王传君回忆剧组第一次在北京围读剧本,“我挺惊讶的,对完剧本的时候,徐老师会跟导演提一些意见,我可能会觉得徐老师是一个成熟的导演,很多戏都应该是他在告诉导演你要什么不要什么——但是徐老师完全没有这么做,他只是帮助导演创作。然后我们第一次聚餐的时候,跟徐老师一个桌的全是年轻演员,徐老师突然说:你们每个人说说我的问题好不好?”
谭卓也对徐峥非常认可:“我们在一起开会的时候讨论剧本,马上就明白他是一个懂电影、懂表演的人,第一感觉是肃然起敬,与此同时觉得心里有安全感,觉得和这样一个有经验的人在一起工作安心。”
很多观众直到听到影片中徐峥流利的上海话,才知道这是一位上海演员。而徐峥对影片中上海话的处理也是经过一番思考的:“我们希望不管是在哪个地方的人,都能听懂我们的语言,所以最终还是采用了普通话来演绎。但是我们又希望这个普通话说的时候有一种腔调,所以其实基本上我们是把所有的话先翻译成上海话,然后再用那个腔调把普通话讲出来——通过这种方式,我们来找到那个现实中的人物所谓的生活质感。”
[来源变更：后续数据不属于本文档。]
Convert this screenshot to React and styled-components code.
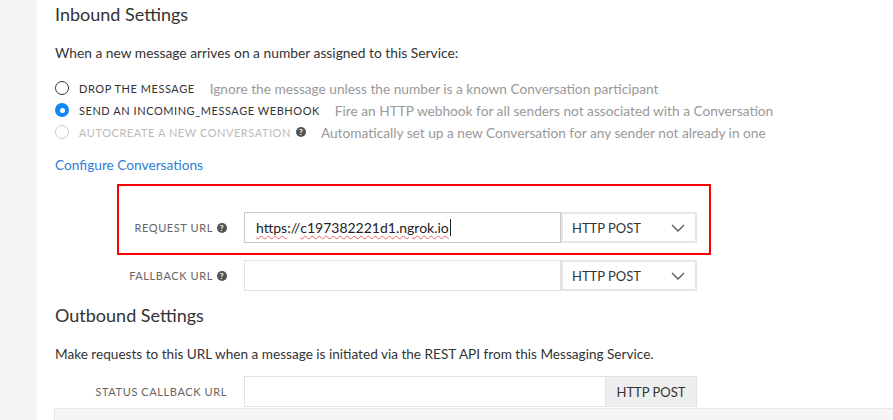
import React from "react";
import styled, { createGlobalStyle } from "styled-components";

const Global = createGlobalStyle`
  html, body { margin: 0; padding: 0; background: #fff; }
  body { font-family: Lato, "Open Sans", sans-serif; color: #333; }
  * { box-sizing: border-box; }
`;

const Page = styled.div`
  display: flex;
  width: 893px;
  height: 420px;
  overflow: hidden;
`;

const Sidebar = styled.div`
  width: 37px;
  flex: none;
  background: #f4f4f4;
`;

const Main = styled.div`
  flex: 1;
  padding-left: 18px;
  display: flex;
  flex-direction: column;
  & > * { flex-shrink: 0; }
`;

const Heading = styled.h2`
  margin: ${(p) => p.$top || 0}px 0 0;
  font-size: 18px;
  font-weight: 400;
  line-height: 22px;
  color: #333;
`;

const Text = styled.p`
  margin: ${(p) => p.$top || 0}px 0 0;
  font-size: ${(p) => p.$size || 13.8}px;
  line-height: 18px;
  color: #333;
`;

const RadioList = styled.div`
  margin-top: 17px;
  display: flex;
  flex-direction: column;
  gap: 4px;
`;

const RadioRow = styled.label`
  display: flex;
  align-items: center;
  height: 18px;
`;

const Radio = styled.span`
  width: 14px;
  height: 14px;
  border-radius: 50%;
  flex: none;
  margin-right: 10px;
  border: ${(p) =>
    p.$checked ? "none" : `1.5px solid ${p.$disabled ? "#ccc" : "#333"}`};
  background: ${(p) => (p.$checked ? "#1388f5" : "#fff")};
  display: flex;
  align-items: center;
  justify-content: center;
  &::after {
    content: "";
    display: ${(p) => (p.$checked ? "block" : "none")};
    width: 5px;
    height: 5px;
    border-radius: 50%;
    background: #fff;
  }
`;

const RadioLabel = styled.span`
  font-size: 11px;
  letter-spacing: 0.55px;
  text-transform: uppercase;
  color: ${(p) => (p.$disabled ? "#bbb" : "#333")};
  display: flex;
  align-items: center;
  gap: 5px;
`;

const RadioHint = styled.span`
  margin-left: 15px;
  font-size: 13.7px;
  color: #999;
`;

const Link = styled.a`
  margin-top: 15px;
  font-size: 13.7px;
  line-height: 18px;
  color: #2d80d6;
  text-decoration: none;
  align-self: flex-start;
`;

const Highlight = styled.div`
  margin: 10px 0 0 62px;
  width: 594px;
  border: 2px solid #f00;
  padding: 26px 0 10px;
`;

const Field = styled.div`
  display: flex;
  align-items: stretch;
  height: 31px;
  margin-top: ${(p) => p.$top || 0}px;
`;

const FieldLabel = styled.div`
  width: ${(p) => p.$w}px;
  flex: none;
  padding-right: 17px;
  display: flex;
  align-items: center;
  justify-content: flex-end;
  gap: 4px;
  font-size: 11px;
  letter-spacing: 0.6px;
  text-transform: uppercase;
  color: #666;
`;

const Input = styled.div`
  width: ${(p) => p.$w}px;
  flex: none;
  border: 1px solid ${(p) => (p.$focus ? "#c8c8c8" : "#e2e2e2")};
  background: #fff;
  display: flex;
  align-items: center;
  padding-left: 11px;
  font-size: 14px;
  color: #222;
`;

const Misspelled = styled.span`
  text-decoration: underline wavy rgba(230, 40, 40, 0.7);
  text-decoration-thickness: 1px;
  text-underline-offset: 2px;
`;

const Caret = styled.span`
  display: inline-block;
  width: 1px;
  height: 17px;
  background: #222;
  margin-left: 1px;
`;

const Select = styled.div`
  width: 136px;
  flex: none;
  border: 2px solid #e6e6e6;
  display: flex;
  align-items: center;
  justify-content: space-between;
  padding: 0 10px 0 9px;
  font-size: 13px;
  color: #333;
`;

const Addon = styled.div`
  width: 91px;
  flex: none;
  background: #eee;
  border: 1px solid #e2e2e2;
  border-left: none;
  display: flex;
  align-items: center;
  justify-content: center;
  font-size: 13px;
  color: #333;
`;

const BottomPanel = styled.div`
  margin-top: 1px;
  height: 20px;
  background: #f5f5f5;
  border-top: 1px solid #e6e6e6;
  border-left: 1px solid #e6e6e6;
  margin-left: -1px;
`;

const Help = () => (
  <svg width="10" height="10" viewBox="0 0 10 10">
    <circle cx="5" cy="5" r="5" fill="#555" />
    <text
      x="5"
      y="8.2"
      textAnchor="middle"
      fontSize="8"
      fontWeight="700"
      fontFamily="Lato, sans-serif"
      fill="#fff"
    >
      ?
    </text>
  </svg>
);

const Chevron = () => (
  <svg width="14" height="8" viewBox="0 0 14 8">
    <path d="M1 1l6 6 6-6" fill="none" stroke="#555" strokeWidth="1.3" />
  </svg>
);

const radios = [
  {
    label: "Drop the message",
    hint: "Ignore the message unless the number is a known Conversation participant",
  },
  {
    label: "Send an incoming_message webhook",
    hint: "Fire an HTTP webhook for all senders not associated with a Conversation",
    checked: true,
  },
  {
    label: "Autocreate a new conversation",
    hint: "Automatically set up a new Conversation for any sender not already in one",
    disabled: true,
    help: true,
  },
];

export default function App() {
  return (
    <Page>
      <Global />
      <Sidebar />
      <Main>
        <Heading $top={3}>Inbound Settings</Heading>
        <Text $top={19}>When a new message arrives on a number assigned to this Service:</Text>
        <RadioList>
          {radios.map((r) => (
            <RadioRow key={r.label}>
              <Radio $checked={r.checked} $disabled={r.disabled} />
              <RadioLabel $disabled={r.disabled}>
                {r.label}
                {r.help && <Help />}
              </RadioLabel>
              <RadioHint>{r.hint}</RadioHint>
            </RadioRow>
          ))}
        </RadioList>
        <Link href="#">Configure Conversations</Link>
        <Highlight>
          <Field>
            <FieldLabel $w={125}>
              Request URL <Help />
            </FieldLabel>
            <Input $w={317} $focus>
              <Misspelled>https</Misspelled>://<Misspelled>c197382221d1.ngrok.io</Misspelled>
              <Caret />
            </Input>
            <Select>
              HTTP POST <Chevron />
            </Select>
          </Field>
        </Highlight>
        <Field $top={5}>
          <FieldLabel $w={189}>
            Fallback URL <Help />
          </FieldLabel>
          <Input $w={317} />
          <Select>
            HTTP POST <Chevron />
          </Select>
        </Field>
        <Heading $top={13}>Outbound Settings</Heading>
        <Text $top={19} $size={13.6}>
          Make requests to this URL when a message is initiated via the REST API from this Messaging Service.
        </Text>
        <Field $top={13}>
          <FieldLabel $w={189}>Status Callback URL</FieldLabel>
          <Input $w={362} />
          <Addon>HTTP POST</Addon>
        </Field>
        <BottomPanel />
      </Main>
    </Page>
  );
}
许多人不知道,徐峥也有自己表演的死穴,那就是“哭戏”。“我是不太会哭的,因为生活当中,我是一个偏向于理性的人,我从来没有在很多人面前呈现过自己非常感性的、痛哭流涕的一面。所以哭戏对我来说一直是一个障碍。但是我发现我演的角色,其实在最后都有人物的翻转和成长。所以每一部戏其实都是要面对最后要流眼泪的场面。”从前,在他自己导的电影里面,他能躲就躲、能遮就遮,“但是在这部戏里真正是遮不过去,所以后面面对两场大的哭戏,也是面临了很大的挑战。”徐峥希望,经过这部电影,大家可以看到从前没有看到过的,徐峥的另一面。